Cheaper By The Dozen

Copyright © 2003 by Tony Medley

The first script submitted for this, written by Craig Titley, conformed to the original in which Clifton Webb was an efficiency expert with 12 children. The joke was that the children drove him crazy because he couldn’t manage them. The powers that be discarded Titley’s script, hired a bunch of other screenwriters, Sam Harper and Joel Cohen & Alec Sokolow, relegating Titley to a “Screen Story” credit. The new guys changed the main character’s occupation from efficiency expert to football coach. The joke is that this guy, supercilious Clifton Webb in the original, is an efficiency expert who can’t manage his own family. When his occupation changes, the joke disappears.

And that’s what’s wrong with Cheaper by the Dozen. Tom Baker (Steve Martin) is offered the job that’s his lifetime dream, coaching a Division A college football team. But it requires him to move his wife, Kate (Bonnie Hunt), a fledgling writer, and their 12 children to another city. The children hate the idea, but they go ahead.

At the same time Kate’s novel is accepted for publication. This is where the film gets absurd. Kate flies to New York to meet with the publisher. Even though she hasn’t signed a contract and has only just been informed that the publisher wants to publish it, when she arrives, her agent meets her with a hardbound copy of her book! To make matters worse, she immediately goes on a book tour. All this happens in the space of one week! I’ve written three books, all of which have been published and gone through multiple printings. From the time a publisher accepts your manuscript for publication, it can take as much as nine months before you see it in a hardbound condition with a dust cover. Then you go on a book tour. If only it were as easy and fast as the naïve screenwriters who replaced Titley imagine! To present the concept that a publisher is going to print up in hardcover a book they might want to publish might be the dumbest thing I’ve ever seen in a film. This gives you an idea of the quality of intelligence that replaced Titley, although I understand that the “book tour” idea was Hunt’s. So much for lending much credence to actors’ ideas.

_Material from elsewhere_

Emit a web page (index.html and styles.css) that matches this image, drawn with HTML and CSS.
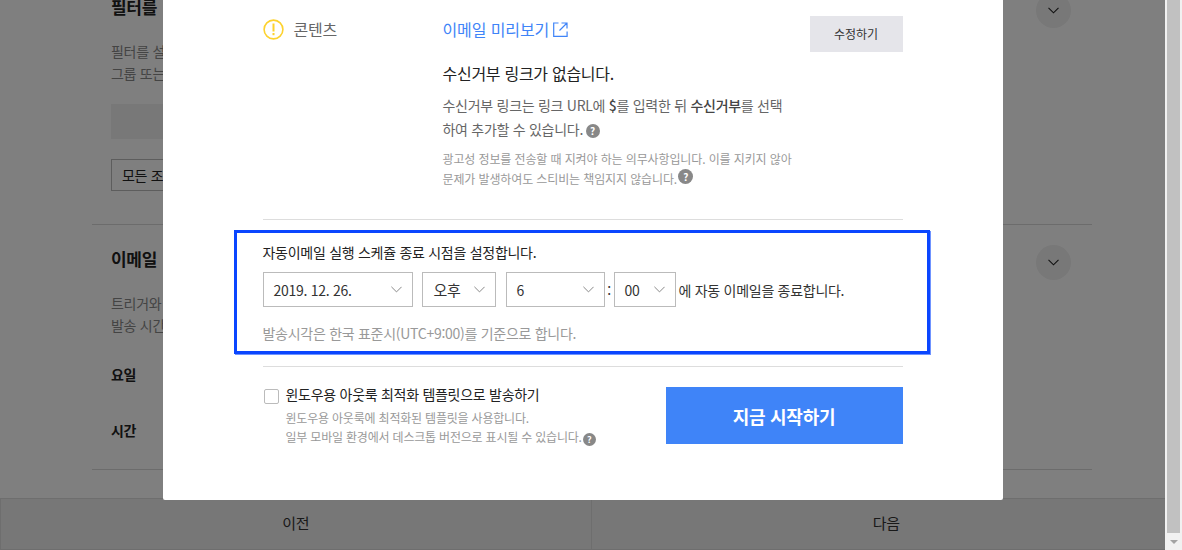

Because she has to leave home to go on her book tour, Tom is left to care for the family and start his new job. His children become the children from hell. Instead of the loving, cooperative, supportive family they apparently were, they show not  the slightest respect for their father and mother and their careers and do everything possible to be devils incarnate. This is no loving family we’re seeing. It’s a bunch of selfish, sniveling monsters.

Although Martin and Hunt try, when they changed Tom’s profession, the filmmakers ruined the joke and the story. Except for a hilarious turn by Ashton Kutcher as Hank, the self-absorbed actor boy friend of eldest daughter Nora (Piper Perabo), there’s not a lot of humor, unless you like watching self-centered children torpedo their parents’ lives and careers, which I don’t.

We’ll never know if Titley’s original script would have been better than this. But since he alone seemed to understand that the joke of Cheaper by the Dozen had a lot to do with Tom’s occupation as an efficiency expert, it couldn’t have been worse, and probably would have been a lot better.